El presidente Santiago Peña gobierna en representación del Partido Nacional Republicano. Tiene suficiente material para cultivarse, más allá de sus propias convicciones personales, sobre la moral política que debe impregnar el manejo del Estado desde la interpretación ideológica y filosófica de los más encumbrados pensadores de su partido. Aunque resistido dentro de la misma asociación política que contribuyó a fundar, por sus ideas liberales y su condena inapelable al mariscal Francisco Solano López, sería de necios ignorar los atributos intelectuales y de honestidad de José Segundo Decoud.
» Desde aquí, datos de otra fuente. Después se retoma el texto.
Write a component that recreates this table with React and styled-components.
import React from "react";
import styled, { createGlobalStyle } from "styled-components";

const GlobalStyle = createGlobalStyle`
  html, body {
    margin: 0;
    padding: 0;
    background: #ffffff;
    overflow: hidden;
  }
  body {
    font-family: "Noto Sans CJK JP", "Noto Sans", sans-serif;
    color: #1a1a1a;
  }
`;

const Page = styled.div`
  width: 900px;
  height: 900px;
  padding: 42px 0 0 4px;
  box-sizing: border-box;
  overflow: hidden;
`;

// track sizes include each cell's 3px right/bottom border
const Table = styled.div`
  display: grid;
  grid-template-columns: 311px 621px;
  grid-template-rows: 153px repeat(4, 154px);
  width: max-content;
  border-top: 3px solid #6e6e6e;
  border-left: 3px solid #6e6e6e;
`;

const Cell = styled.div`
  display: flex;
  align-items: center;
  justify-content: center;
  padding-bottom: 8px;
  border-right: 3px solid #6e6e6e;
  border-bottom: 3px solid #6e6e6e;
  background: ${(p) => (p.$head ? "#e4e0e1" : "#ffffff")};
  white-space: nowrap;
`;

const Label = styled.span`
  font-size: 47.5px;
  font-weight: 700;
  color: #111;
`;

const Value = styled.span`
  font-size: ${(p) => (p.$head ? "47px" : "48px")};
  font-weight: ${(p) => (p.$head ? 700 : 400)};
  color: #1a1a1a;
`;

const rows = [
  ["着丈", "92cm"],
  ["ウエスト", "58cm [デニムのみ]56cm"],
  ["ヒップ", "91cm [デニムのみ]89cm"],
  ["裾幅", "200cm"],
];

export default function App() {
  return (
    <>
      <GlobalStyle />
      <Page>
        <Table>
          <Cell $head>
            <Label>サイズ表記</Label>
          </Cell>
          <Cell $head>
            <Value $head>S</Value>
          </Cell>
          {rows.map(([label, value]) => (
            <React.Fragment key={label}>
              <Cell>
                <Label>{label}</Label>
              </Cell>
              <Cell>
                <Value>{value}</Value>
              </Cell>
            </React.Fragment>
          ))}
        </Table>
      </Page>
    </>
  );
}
En su discurso del 11 de setiembre de 1887 expone esa impronta de su personalidad: “La Asociación Nacional Republicana nunca abrirá sus filas (…) a aquellos que buscan medrar y amasar fortuna, pues la patria no la construyen los fenicios que roen sus entrañas, sino los hombres de bien que exhiben su pobreza como timbre de honor después de haber ejercido el poder, haciéndose por ello acreedores al respeto de sus contemporáneos y de la posteridad”. Lamentablemente, con los años, sus buenos deseos fueron devorados por la angurria de quienes encontraron en la política la veta para el enriquecimiento ilícito y rápido. Los ejemplos abundan. En los últimos cinco años el latrocinio alcanzó decibeles catastróficos.
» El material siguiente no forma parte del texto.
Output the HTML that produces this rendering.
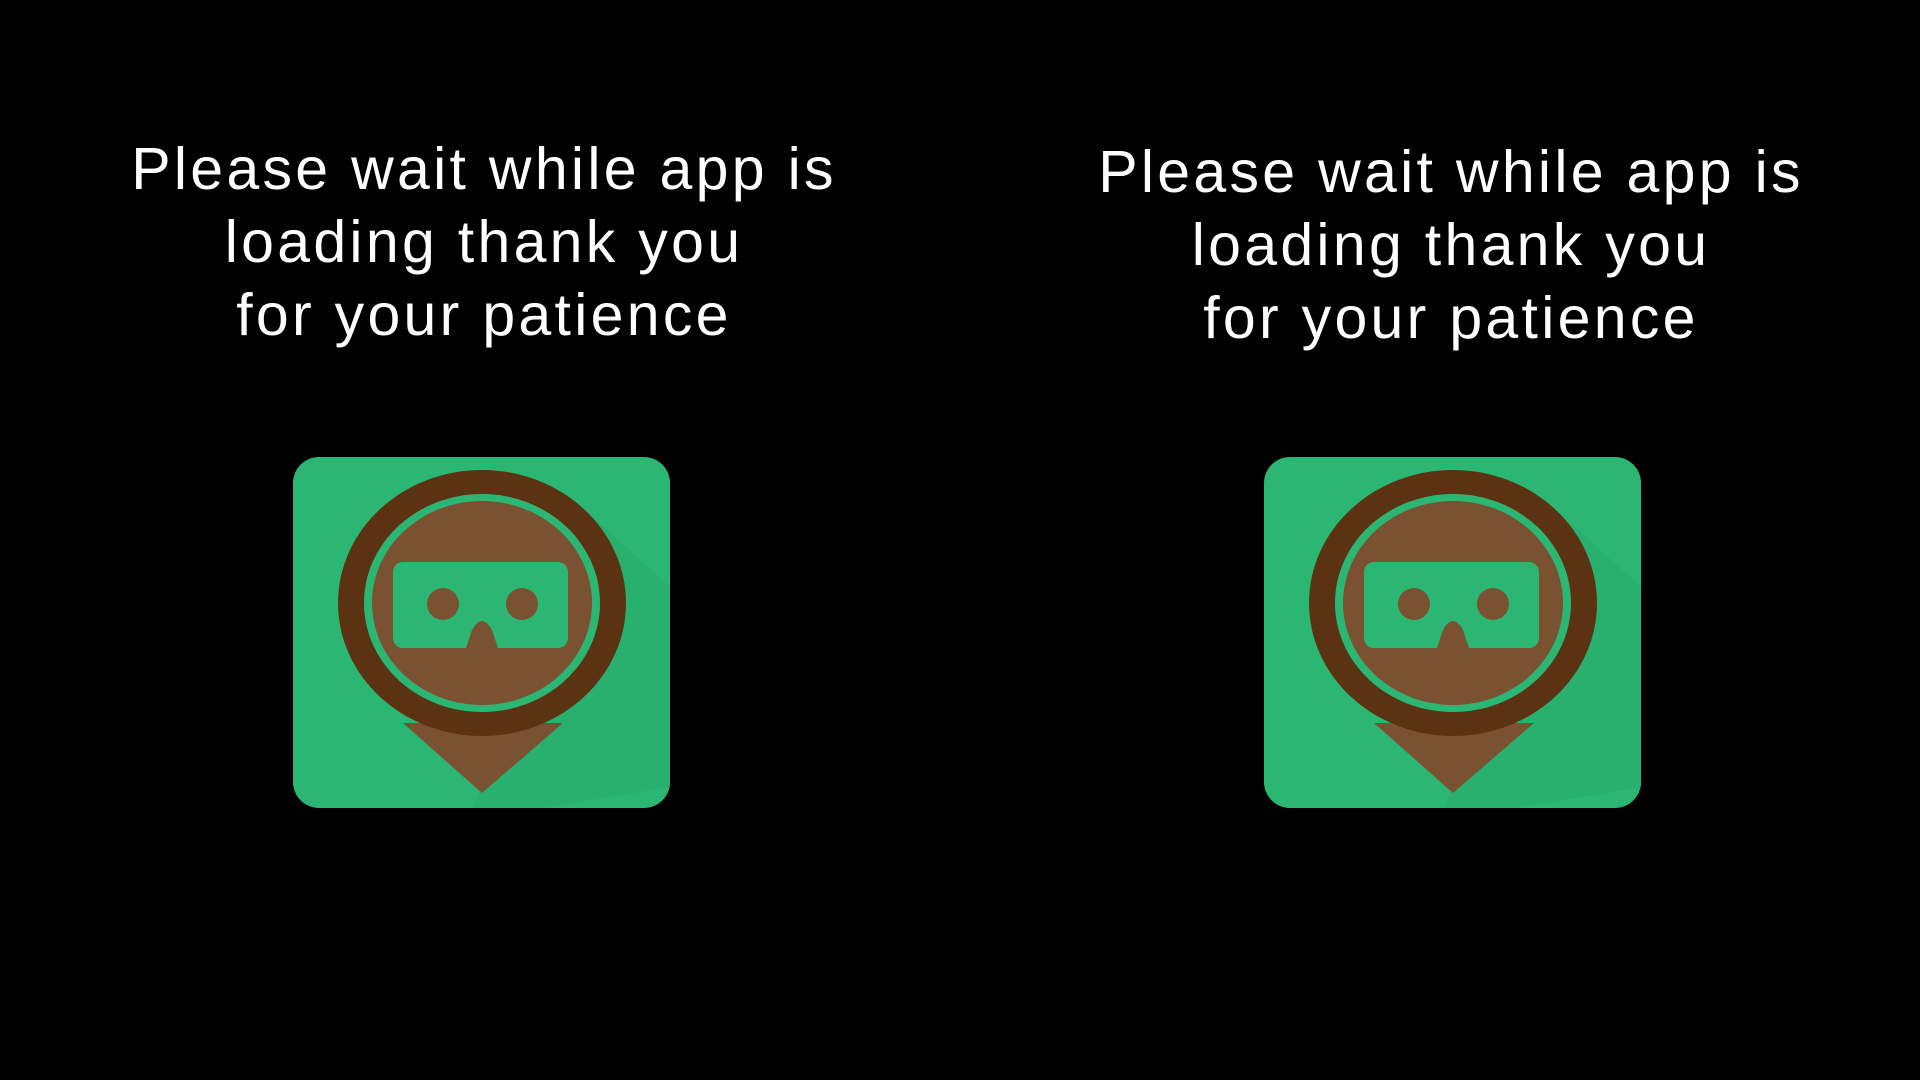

Por esta razón, se impone que el Partido Colorado restablezca su itinerario ético. Que la política vuelva a ser el lugar común del carácter, el mérito y la virtud, como proclamaba y ejercitaba Juan León Mallorquín. Este maestro republicano de la decencia censuraba implacable a los que “solo buscan el poder con fines lucrativos, convirtiendo la administración pública en una vasta comandita”, enjuiciando, al mismo tiempo, la situación de “millares de ciudadanos sin hogar, en tanto sobran tierras para los privilegiados a costa del dolor del pueblo”. Su inseparable compañero de luchas, el doctor Pedro Pablo Peña (otro ilustre ignorado por la memoria de su partido), afirmaba que “la política es una ciencia superior y elevada a cuyo servicio solo deben reclutarse ciudadanos de saber y experiencia, de rectitud y caballerosidad, para llenar su altísima misión de paz, de justicia, de civilización y cultura”. El realismo político ha dado las espaldas a estos nobles propósitos. Por eso, en ocasiones, hay que volver a los orígenes, para comprender el presente y proyectar el futuro.
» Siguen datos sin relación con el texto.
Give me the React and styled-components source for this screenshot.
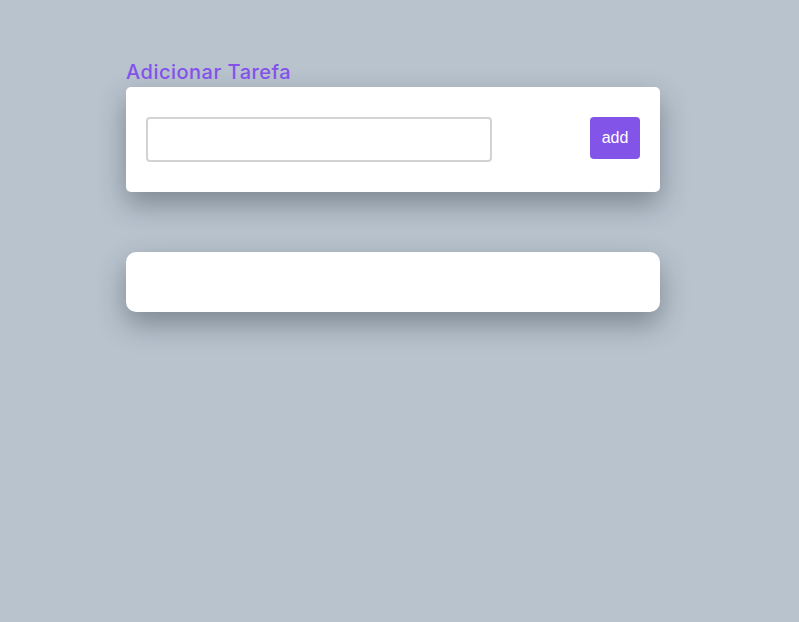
import React from "react";
import styled, { createGlobalStyle } from "styled-components";

const GlobalStyle = createGlobalStyle`
  html, body {
    margin: 0;
    padding: 0;
    background: #b8c3ce;
  }
  body {
    min-height: 100vh;
    font-family: "Liberation Sans", Arial, sans-serif;
  }
`;

const Page = styled.main`
  width: 534px;
  padding: 60px 0 60px 126px;
`;

const Title = styled.h2`
  margin: 0 0 3px;
  font-family: Inter, "Noto Sans", sans-serif;
  font-weight: 500;
  font-size: 20px;
  line-height: 24px;
  letter-spacing: 0.5px;
  color: #8452ea;
`;

const Card = styled.section`
  background: #fff;
  border-radius: ${(props) => props.radius || 5}px;
  box-shadow: 0 12px 28px rgba(30, 40, 50, 0.38);
`;

const Form = styled(Card)`
  display: flex;
  justify-content: space-between;
  align-items: flex-start;
  padding: 30px 20px;
  margin-bottom: 60px;
`;

const Input = styled.input`
  box-sizing: border-box;
  width: 346px;
  height: 45px;
  border: 2px solid #d3d3d3;
  border-radius: 4px;
  outline: none;
  font-size: 16px;
  padding: 0 10px;
`;

const AddButton = styled.button`
  width: 50px;
  height: 42px;
  border: none;
  border-radius: 4px;
  background: #8354e8;
  color: #fff;
  font-family: "Liberation Sans", Arial, sans-serif;
  font-size: 16px;
  cursor: pointer;
`;

const List = styled(Card)`
  height: 60px;
`;

export default function App() {
  return (
    <>
      <GlobalStyle />
      <Page>
        <Title>Adicionar Tarefa</Title>
        <Form as="form" onSubmit={(e) => e.preventDefault()}>
          <Input type="text" />
          <AddButton type="submit">add</AddButton>
        </Form>
        <List radius={10} />
      </Page>
    </>
  );
}
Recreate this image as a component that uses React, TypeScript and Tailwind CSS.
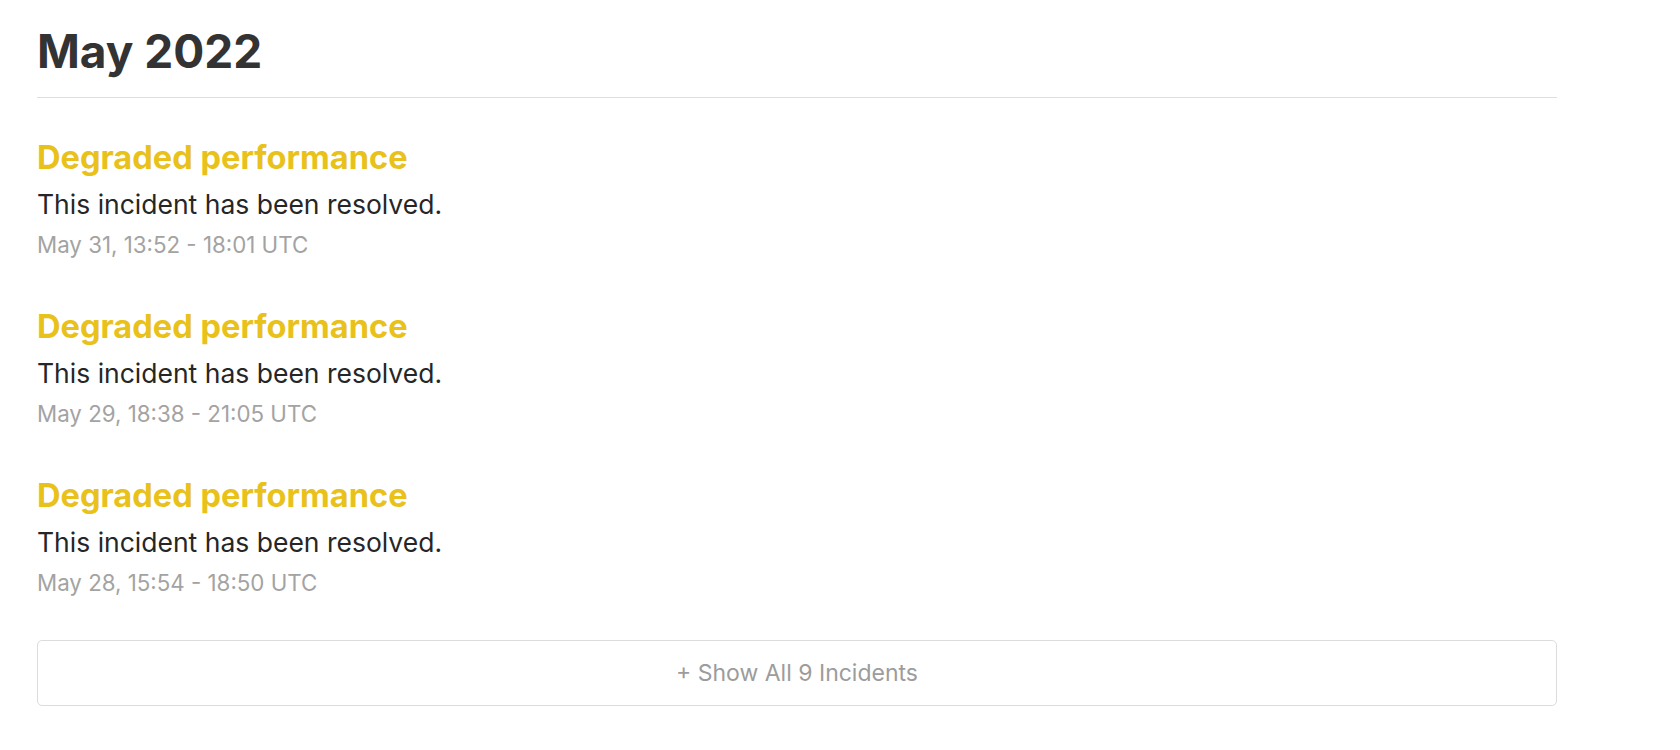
import React from "react";

const incidents = [
  { title: "Degraded performance", body: "This incident has been resolved.", date: "May 31, 13:52 - 18:01 UTC" },
  { title: "Degraded performance", body: "This incident has been resolved.", date: "May 29, 18:38 - 21:05 UTC" },
  { title: "Degraded performance", body: "This incident has been resolved.", date: "May 28, 15:54 - 18:50 UTC" },
];

export default function App() {
  return (
    <div className="min-h-[750px] w-full bg-white font-[Inter,sans-serif]">
      <div className="ml-[37px] w-[1520px] pt-[23px]">
        <h2 className="text-[46px] font-bold leading-[56px] text-[#333333] pb-[18px] border-b border-[#dedede]">
          May 2022
        </h2>
        <div className="pt-[39px] flex flex-col gap-[46px]">
          {incidents.map((it, i) => (
            <div key={i} className="flex flex-col">
              <div className="text-[32.6px] font-bold leading-[40px] text-[#e9c11b]">{it.title}</div>
              <div className="mt-[9px] text-[26.5px] leading-[36px] text-[#262626]">{it.body}</div>
              <div className="mt-[8px] text-[22.3px] leading-[30px] text-[#a3a3a3]">{it.date}</div>
            </div>
          ))}
        </div>
        <div className="mt-[42px] h-[66px] rounded-[5px] border border-[#dcdcdc] flex items-center justify-center text-[23px] text-[#9c9c9c]">
          + Show All 9 Incidents
        </div>
      </div>
    </div>
  );
}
Ya forma parte de los clásicos del coloradismo el escrito de G. Antoliano Garcete (“Algunas modalidades de los partidos políticos”), dirigido especialmente a los delegados de la Asociación Nacional Republicana: “Fustiguen el vicio y la corrupción que van aniquilando la vitalidad de la raza y entonen himnos a la virtud que dignifica y a la verdad que redime. Hagan todo esto y mucho más y habrán, los partidos (aquí ya hace una referencia generalizada), pagado parte del tributo que deben al pueblo elector, siempre víctima del engaño, de la farsa y de la explotación indecorosa de su inocencia. Sálvenlo de la opresión de sus improvisados como irresponsables mandones y habrán acreditado su cariño, su gratitud y la legitimidad de sus votos”. No en vano suelo repetir que en ese pasado de dignidad debe buscarse el futuro del Partido Nacional Republicano.

Y como corolario, como necesaria señal de que la política podrá reencaminarse por el sendero de la virtud y de la ética, no puede quedar impune el descomunal cuan descarado robo al Estado durante la administración de Mario Abdo Benítez. Ni el latrocinio perpetrado en la Entidad Binacional Yacyretá por quien fuera su director Nicanor Duarte Frutos, cuya actuación contrasta violentamente con los fundamentos morales de los grandes intelectuales colorados. Las autoridades ya tienen en su poder la auditoría sobre los rubros de fibra óptica y víveres (que debían ser destinados a los pobres), con la relevante conclusión de lesión de confianza y otros delitos. Denunciarlos ante el Ministerio Publico será un buen comienzo. De los demás “excesos” me encargaré yo mismo de publicarlos, aunque sea como hojita parroquial o volante. (Siempre es oportuno aclarar que los artículos de opinión son de exclusiva responsabilidad de quien los firma). Buen provecho.